The Federal Reserve has a dual mandate to maintain stable prices and maximum employment. Though the Fed announces policy on a consensus basis, not all policymakers agreed with Wednesday’s rate cut, as the opacity of underlying economic conditions has worked like a wedge to widen the range of policy views.

Fed Governor Stephen Miran preferred to lower the target range for the federal funds rate by 0.5%. Jeffrey Schmid, president and CEO of the Federal Reserve Bank of Kansas City, preferred no change to the target range.

Despite the annual pace of inflation running at 3% in September, employment risks to the downside remained the driving force behind Wednesday’s decision, as they were last month when the Fed lowered its target rate for the first time in 2025.

Powell described September’s consumer price index report, published during the shutdown due to statutory Social Security deadlines, as “directionally” softer than expected, with inflation not related to tariffs tracking “0.5% or 0.6% closer” to the Fed’s 2% goal than the headline statistic.

The committee also voted Wednesday to end its balance sheet runoff on Dec. 1, a policy move that Powell hinted at in a speech delivered during a recent award luncheon hosted by the National Association of Business Economists.

Runoff from agency mortgage-backed securities (MBS) will be reinvested in U.S. Treasury bonds, Powell said, to better match the longer-duration Treasury holdings currently on the Fed’s balance sheet with the outstanding universe of Treasurys in the market.

A shrinking workforce

Powell underscored in Wednesday’s press conference that the Fed sees stagnant job creation as the result of a dramatic reduction in the supply of new workers due to immigration policy, declining labor force participation and shrinking demand for workers.

Still, initial jobless claims have remained stable, Powell noted, and though the job creation rate and job finding rate are both low, so is the unemployment rate, still around 4.3%.

“We do not see the weakness in the job market accelerating,” Powell concluded.

Recent announcements of major layoffs from the likes of Amazon, UPS, Target and General Motors have signaled corporate America’s renewed appetite for efficiency — a thinning of the managerial herd fueled by massive investments in artificial intelligence.

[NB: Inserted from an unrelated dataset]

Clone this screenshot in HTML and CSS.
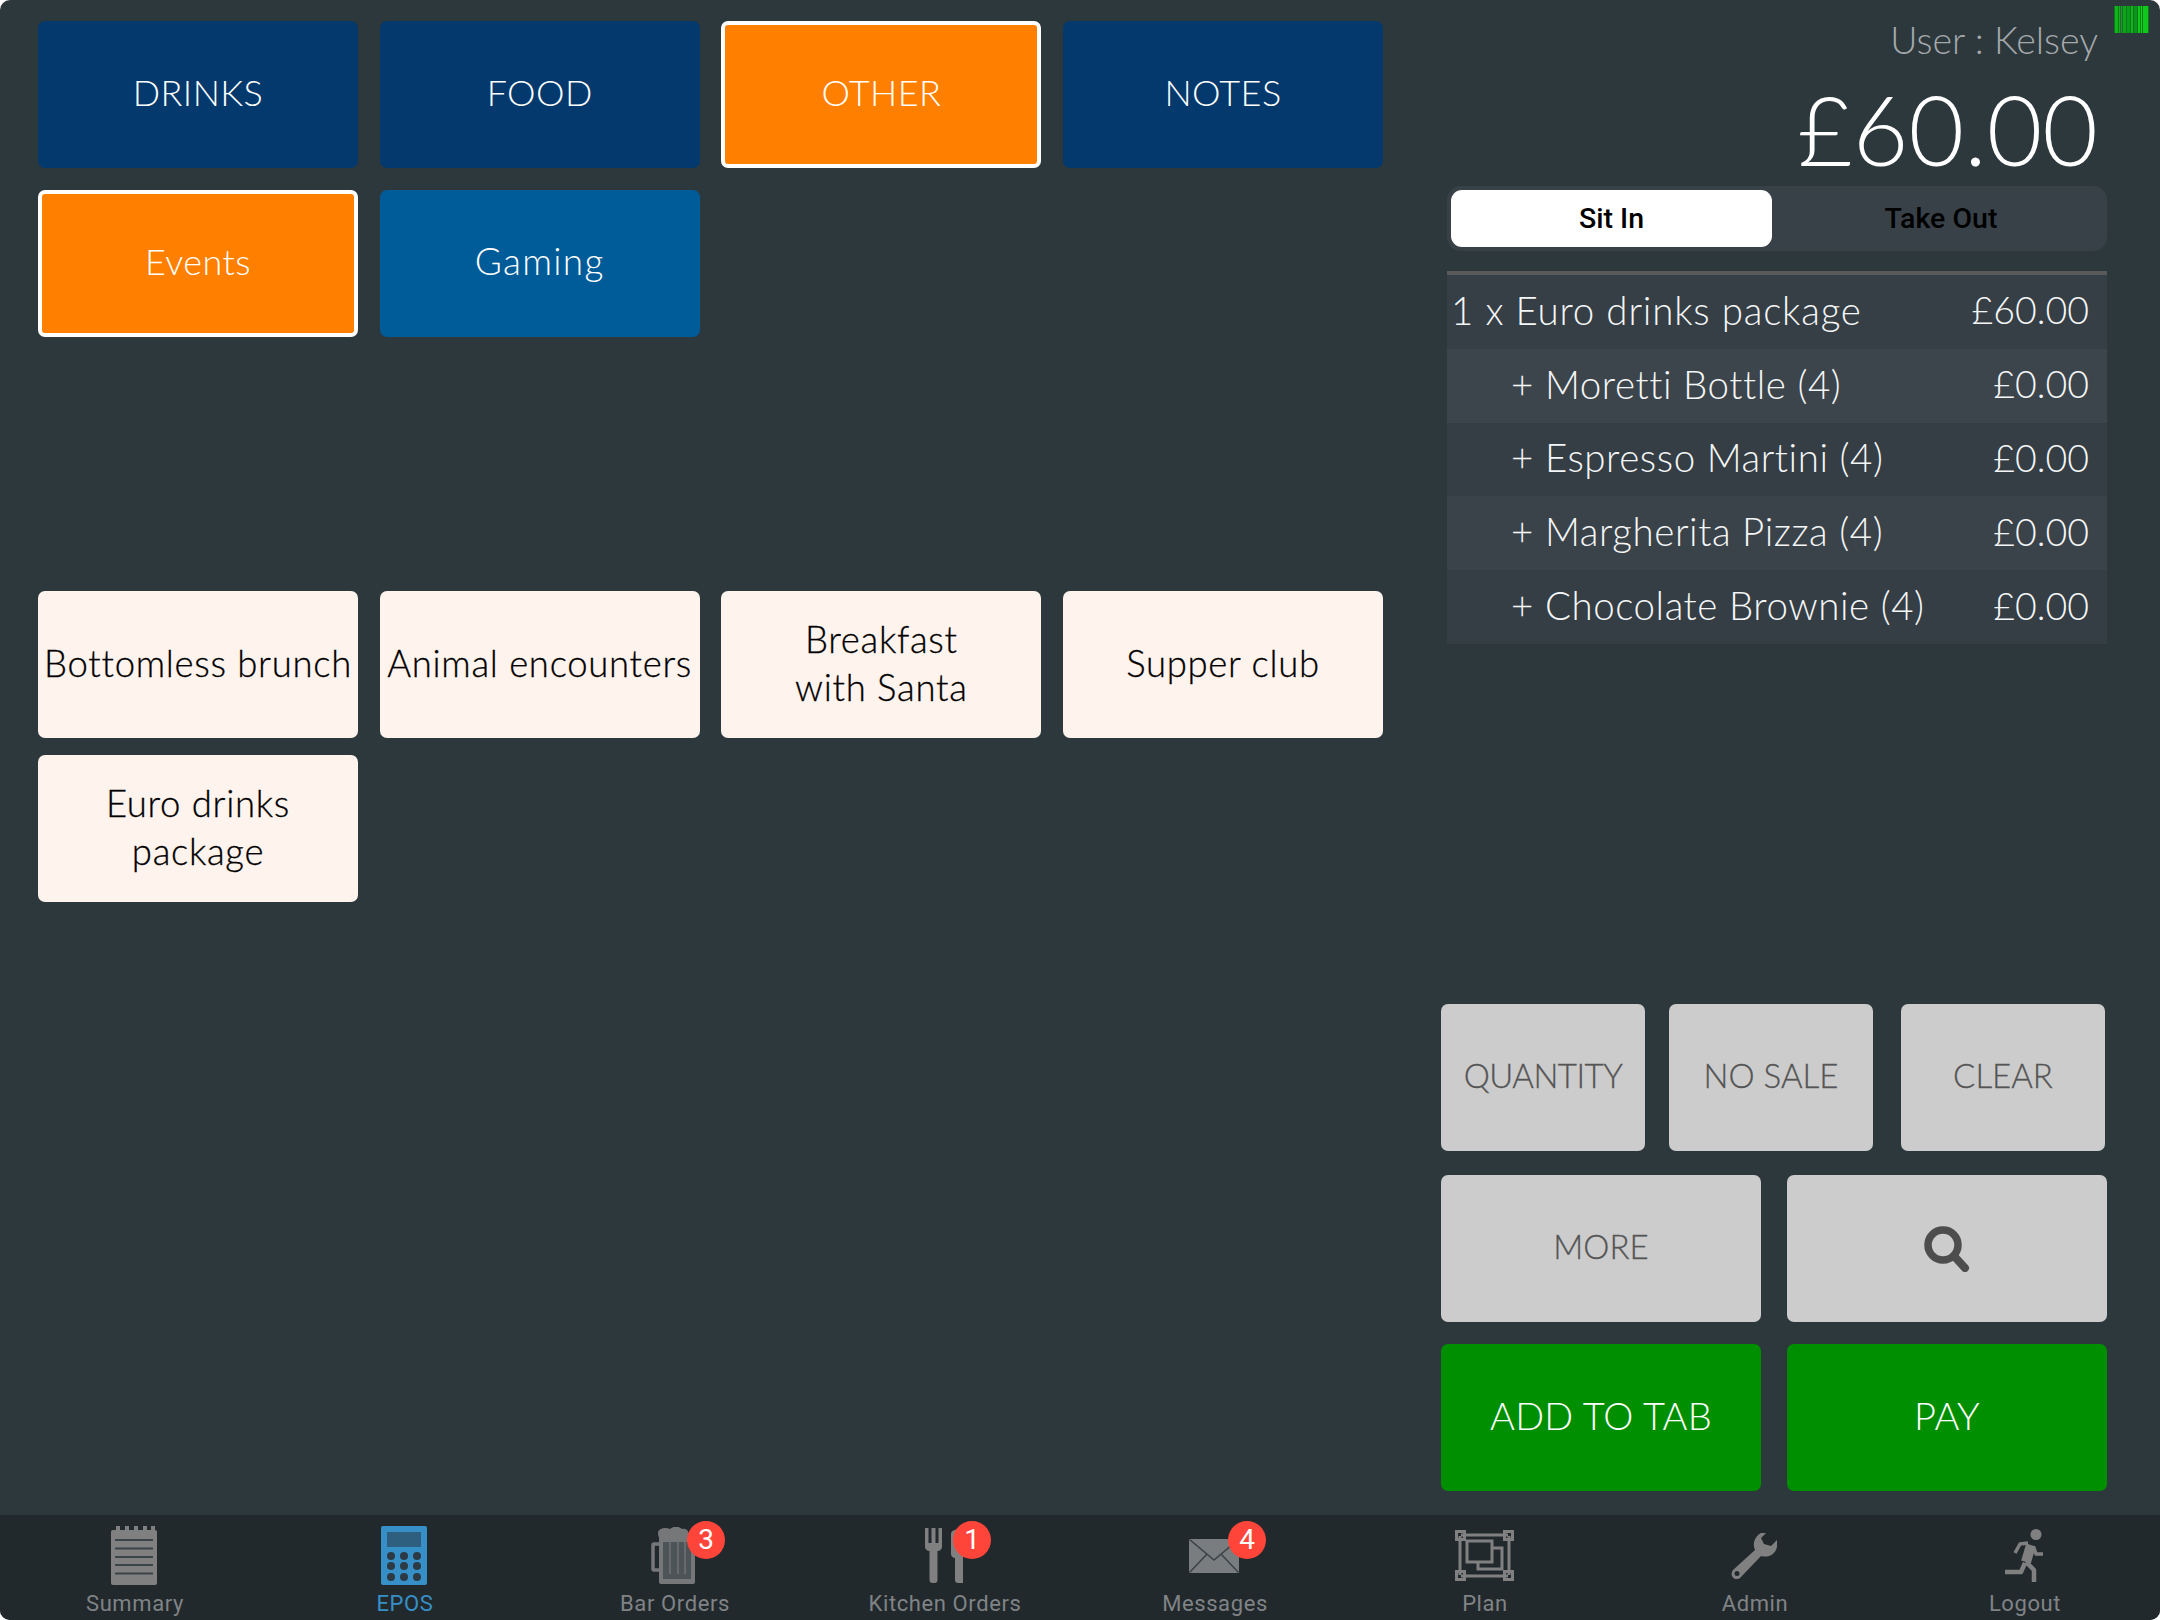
FILE: index.html
```html
<!DOCTYPE html>
<html lang="en">
<head>
<meta charset="utf-8">
<title>EPOS</title>
<link rel="stylesheet" href="styles.css">
</head>
<body>
<div class="app">
  <svg class="signal" viewBox="0 0 35 27" aria-hidden="true">
    <rect width="35" height="27" fill="#0b7a1c"/>
    <rect x="1" width="3" height="27" fill="#0fb51a"/><rect x="5" width="1" height="27" fill="#0fb51a"/>
    <rect x="7" width="1" height="27" fill="#4a7a4a"/><rect x="9" width="3" height="27" fill="#0fa51a"/>
    <rect x="13" width="3" height="27" fill="#0c9a1c"/><rect x="17" width="2" height="27" fill="#0fb51a"/>
    <rect x="20" width="3" height="27" fill="#0c951c"/><rect x="24" width="2" height="27" fill="#10c81a"/>
    <rect x="27" width="1" height="27" fill="#10d81a"/><rect x="29" width="5" height="27" fill="#10c81a"/>
  </svg>
  <main class="main">
    <section class="menu">
      <div class="grid categories">
        <button class="tile navy">DRINKS</button>
        <button class="tile navy">FOOD</button>
        <button class="tile orange">OTHER</button>
        <button class="tile navy">NOTES</button>
        <button class="tile orange">Events</button>
        <button class="tile blue">Gaming</button>
      </div>
      <div class="grid products">
        <button class="tile cream">Bottomless brunch</button>
        <button class="tile cream">Animal encounters</button>
        <button class="tile cream">Breakfast<br>with Santa</button>
        <button class="tile cream">Supper club</button>
        <button class="tile cream">Euro drinks<br>package</button>
      </div>
    </section>
    <section class="order">
      <div class="user">User : Kelsey</div>
      <div class="total">£60.00</div>
      <div class="segments">
        <div class="segment active">Sit In</div>
        <div class="segment">Take Out</div>
      </div>
      <ul class="lines">
        <li class="line tone-a"><span class="name first">1 x Euro drinks package</span><span>£60.00</span></li>
        <li class="line sub tone-b"><span class="name">+ Moretti Bottle (4)</span><span>£0.00</span></li>
        <li class="line sub tone-c"><span class="name">+ Espresso Martini (4)</span><span>£0.00</span></li>
        <li class="line sub tone-d"><span class="name">+ Margherita Pizza (4)</span><span>£0.00</span></li>
        <li class="line sub tone-c"><span class="name">+ Chocolate Brownie (4)</span><span>£0.00</span></li>
      </ul>
      <div class="actions">
        <div class="action-row three">
          <button class="tile grey tight">QUANTITY</button>
          <button class="tile grey">NO SALE</button>
          <button class="tile grey clear">CLEAR</button>
        </div>
        <div class="action-row two">
          <button class="tile grey">MORE</button>
          <button class="tile grey glyph" aria-label="Search">
            <svg class="search" viewBox="0 0 46 46"><circle cx="19" cy="19" r="15" fill="none" stroke="#4d4d4d" stroke-width="7.5"/><path d="M30 30 L41 42" stroke="#4d4d4d" stroke-width="8" stroke-linecap="round"/></svg>
          </button>
        </div>
        <div class="action-row two">
          <button class="tile green">ADD TO TAB</button>
          <button class="tile green">PAY</button>
        </div>
      </div>
    </section>
  </main>
  <nav class="tabs">
    <div class="tab">
      <div class="icon">
        <svg width="46" height="59" viewBox="0 0 46 59">
          <path d="M5 0h4v5H5zM14 0h4v5h-4zM23 0h4v5h-4zM32 0h4v5h-4zM40 0h4v5h-4z" fill="#808080"/>
          <rect y="4" width="46" height="55" rx="2" fill="#808080"/>
          <path d="M4 14h38M4 22.500h38M4 31h38M4 39h38M4 47.500h38" stroke="#3a4347" stroke-width="2"/>
        </svg>
      </div>
      <span class="label">Summary</span>
    </div>
    <div class="tab current">
      <div class="icon">
        <svg width="46" height="59" viewBox="0 0 46 59">
          <rect width="46" height="59" rx="2" fill="#368fc6"/>
          <rect x="6" y="6" width="34" height="15" fill="#2f5f7e"/>
          <g fill="#2b3a44">
            <circle cx="10" cy="30" r="4"/><circle cx="23" cy="30" r="4"/><circle cx="36" cy="30" r="4"/>
            <circle cx="10" cy="40" r="4"/><circle cx="23" cy="40" r="4"/><circle cx="36" cy="40" r="4"/>
            <circle cx="10" cy="51" r="4"/><circle cx="23" cy="51" r="4"/><circle cx="36" cy="51" r="4"/>
          </g>
        </svg>
      </div>
      <span class="label">EPOS</span>
    </div>
    <div class="tab">
      <div class="icon">
        <svg class="beer" width="44" height="57" viewBox="0 0 44 57">
          <rect x="2" y="17" width="8" height="26" rx="1" fill="none" stroke="#757779" stroke-width="3.500"/>
          <rect x="8" y="8" width="36" height="49" rx="2" fill="#757779"/>
          <path d="M7 6c0-5 8-6 12-4 3-3 9-3 12 0 5-1 8 3 6 8 0 4-6 4-9 3-3 2-8 2-10 0-4 2-11 1-11-7z" fill="#757779"/>
          <rect x="12" y="15" width="28" height="37" fill="#4c5457"/>
          <path d="M19 15v32M27 15v32M34 15v32" stroke="#686b6d" stroke-width="2"/>
        </svg>
        <span class="badge badge-bar">3</span>
      </div>
      <span class="label">Bar Orders</span>
    </div>
    <div class="tab">
      <div class="icon">
        <svg width="38" height="55" viewBox="0 0 38 55">
          <path d="M0 0h3.500v15h3V0h4v15h3V0H17v19c0 2-2 4-4.500 4V52a3 3 0 0 1-3 3h-2a3 3 0 0 1-3-3V23C2 23 0 21 0 19z" fill="#808080"/>
          <path d="M26 6c0-3 3-5 12-5v54h-5a3 3 0 0 1-3-3V30c-2 0-4-2-4-4z" fill="#808080"/>
        </svg>
        <span class="badge badge-kitchen">1</span>
      </div>
      <span class="label">Kitchen Orders</span>
    </div>
    <div class="tab">
      <div class="icon">
        <svg width="50" height="34" viewBox="0 0 50 34">
          <rect width="50" height="34" fill="#7a7d80"/>
          <path d="M0.500 0.500L25 21 49.500 0.500M0.500 33.500L18 15M49.500 33.500L32 15" fill="none" stroke="#3b4246" stroke-width="1.500"/>
        </svg>
        <span class="badge badge-messages">4</span>
      </div>
      <span class="label">Messages</span>
    </div>
    <div class="tab">
      <div class="icon">
        <svg width="59" height="51" viewBox="0 0 59 51">
          <g fill="none" stroke="#808080" stroke-width="3">
            <path d="M5 6V45M54 6V45M6 5H53M6 46H53"/>
            <rect x="1.500" y="1.500" width="8" height="8"/><rect x="49.500" y="1.500" width="8" height="8"/>
            <rect x="1.500" y="41.500" width="8" height="8"/><rect x="49.500" y="41.500" width="8" height="8"/>
            <path d="M37 18H47V39H23V32"/>
            <rect x="12" y="11" width="25" height="21"/>
          </g>
        </svg>
      </div>
      <span class="label">Plan</span>
    </div>
    <div class="tab">
      <div class="icon">
        <svg width="46" height="46" viewBox="0 0 46 46">
          <path d="M30 0C24 3 21 11 24 17L2 37C-1 41 1 46 6 46 8 46 9 45 10 44L30 23C37 25 44 22 46 14L46 7 40 13 33 11 30 5 35 0Z" fill="#808080"/>
          <circle cx="6" cy="40.500" r="2.500" fill="#22292c"/>
        </svg>
      </div>
      <span class="label">Admin</span>
    </div>
    <div class="tab">
      <div class="icon">
        <svg width="38" height="53" viewBox="0 0 38 53">
          <circle cx="31" cy="5.500" r="5.500" fill="#808080"/>
          <g fill="none" stroke="#808080" stroke-linejoin="round">
            <path d="M26 16L21 33" stroke-width="10"/>
            <path d="M23 14L15 15 10 24" stroke-width="3.500"/>
            <path d="M29 19L31 25H38" stroke-width="3.500"/>
            <path d="M20 34L16 43H0" stroke-width="4.500"/>
            <path d="M21 33L29 41V53" stroke-width="4.500"/>
          </g>
        </svg>
      </div>
      <span class="label">Logout</span>
    </div>
  </nav>
</div>
</body>
</html>
```

FILE: styles.css
```css
* { box-sizing: border-box; }
html, body { margin: 0; padding: 0; background: #fff; }
body { width: 2160px; height: 1620px; overflow: hidden; font-family: "Lato", "Open Sans", sans-serif; }
.app { position: relative; width: 2160px; height: 1620px; display: flex; flex-direction: column; background: #2d383d; border-radius: 10px; overflow: hidden; }
.signal { position: absolute; top: 6px; left: 2114px; width: 35px; height: 27px; }
.main { flex: 0 0 1515px; display: flex; }
.menu { width: 1441px; padding: 21px 0 0 38px; }
.grid { width: 1345px; display: grid; grid-template-columns: repeat(4, 320px); column-gap: 21.67px; }
.categories { grid-auto-rows: 147px; row-gap: 22px; }
.products { grid-auto-rows: 147px; row-gap: 17px; margin-top: 254px; }
.tile { display: flex; align-items: center; justify-content: center; padding: 0 0 5px; border: 0; border-radius: 7px; font-family: inherit; font-size: 36px; font-weight: 300; line-height: 48px; text-align: center; color: #fff; letter-spacing: 0.400px; }
.navy { background: #03396c; }
.blue { background: #005b99; font-size: 37px; letter-spacing: 1.300px; }
.orange { background: #ff8000; border: 4px solid #fff; }
.cream { background: #fff3ed; color: #000; padding-bottom: 3px; font-size: 36.500px; font-weight: 300; letter-spacing: 0.700px; -webkit-text-stroke: 0.300px #000; }
.grey { background: #ccc; color: #555; font-size: 33px; letter-spacing: 0; -webkit-text-stroke: 0.300px #555; }
.grey.tight { letter-spacing: -0.500px; }
.grey.glyph { padding: 0; }
.green { background: #008f00; font-size: 38px; letter-spacing: 0.200px; }
.order { width: 666px; display: flex; flex-direction: column; }
.user { height: 66px; padding: 18px 9px 0 0; text-align: right; color: #a5a9ab; font-size: 37.500px; font-weight: 300; line-height: 44px; }
.total { height: 120px; padding-right: 9px; text-align: right; color: #fff; font-size: 96px; font-weight: 300; line-height: 126px; }
.segments { width: 660px; height: 65px; margin-left: 6px; padding: 4px; display: flex; background: #384148; border-radius: 14px; }
.segment { flex: 1 1 0; display: flex; align-items: center; justify-content: center; color: #000; font-family: "Roboto", sans-serif; font-size: 28.500px; font-weight: 500; }
.segment:not(.active) { padding-left: 7px; }
.segment.active { flex: 0 0 321px; background: #fff; border-radius: 11px; }
.lines { list-style: none; width: 660px; margin: 20px 0 0 6px; padding: 0; border-top: 4px solid #5a5a5a; }
.line { height: 73.800px; display: flex; align-items: center; justify-content: space-between; padding: 0 18px 4px 4px; color: #f5f6f7; font-size: 37.500px; font-weight: 300; }
.line .name { font-size: 38.500px; letter-spacing: 0.550px; }
.line .name.first { letter-spacing: 0.800px; }
.line.sub { padding-left: 64px; }
.tone-a { background: #353f45; }
.tone-b { background: #3c454b; }
.tone-c { background: #343e44; }
.tone-d { background: #3a4349; }
.actions { margin-top: auto; padding-bottom: 24px; display: flex; flex-direction: column; row-gap: 22px; }
.action-row { display: flex; height: 147px; }
.action-row.three { column-gap: 24px; margin-bottom: 2px; }
.action-row.three .tile { width: 204px; }
.action-row.three .clear { margin-left: 4px; }
.action-row.two { column-gap: 26px; }
.action-row.two .tile { width: 320px; }
.search { width: 46px; height: 46px; }
.tabs { flex: 0 0 105px; display: grid; grid-template-columns: repeat(8, 270px); background: #22292c; }
.tab { display: flex; flex-direction: column; align-items: center; color: #808386; }
.tab.current { color: #368fc6; }
.icon { position: relative; width: 100%; height: 59px; margin-top: 11px; display: flex; align-items: center; justify-content: center; }
.icon svg { margin-right: 2px; }
.icon svg.beer { margin-right: 4px; }
.badge { position: absolute; top: -5px; width: 38px; height: 38px; border-radius: 50%; background: #ff453a; color: #fff; font-family: "Roboto", sans-serif; font-size: 28px; line-height: 38px; text-align: center; }
.badge-bar { left: calc(50% + 12px); }
.badge-kitchen { left: calc(50% + 8px); }
.badge-messages { left: calc(50% + 13px); }
.label { margin-top: 7px; font-family: "Roboto", sans-serif; font-size: 22px; line-height: 24px; letter-spacing: 0.600px; }
```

The tensions between growth and employment may be resolving to employment’s detriment but ultimately not AI’s, though Powell hedged on questions about AI’s impact on job creation and whether rate cuts could fuel further AI-driven stock market concentration.

Whether the Fed can stimulate shrinking demand for workers without reigniting inflationary pressures remains to be seen. Powell reiterated that policymakers remain “absolutely committed” to returning inflation to the Fed’s stated target of 2%, even as the central bank prioritizes economic stimulus to prop up the labor market.

“The outlook for employment and inflation has not changed much since our meeting in September,” Powell said, citing a September reading on the personal consumption expenditures (PCE) price index, the Fed’s preferred measure of inflation, of 2.8%. The Fed derived that reading on its own, given that certain inputs typically used to calculate PCE were lacking.

When asked whether the growing policy divisions and accruing dissents make his job presiding over FOMC meetings more difficult, Powell responded, “I wouldn’t say that, no.”

Six weeks now remain before the Fed’s December policy meeting, which will include updated forecasts on the path of future monetary policy in 2026.

“We continue to face two-sided risks,” Powell said. “With today’s decision, we remain well positioned to respond in a timely way to economic developments.”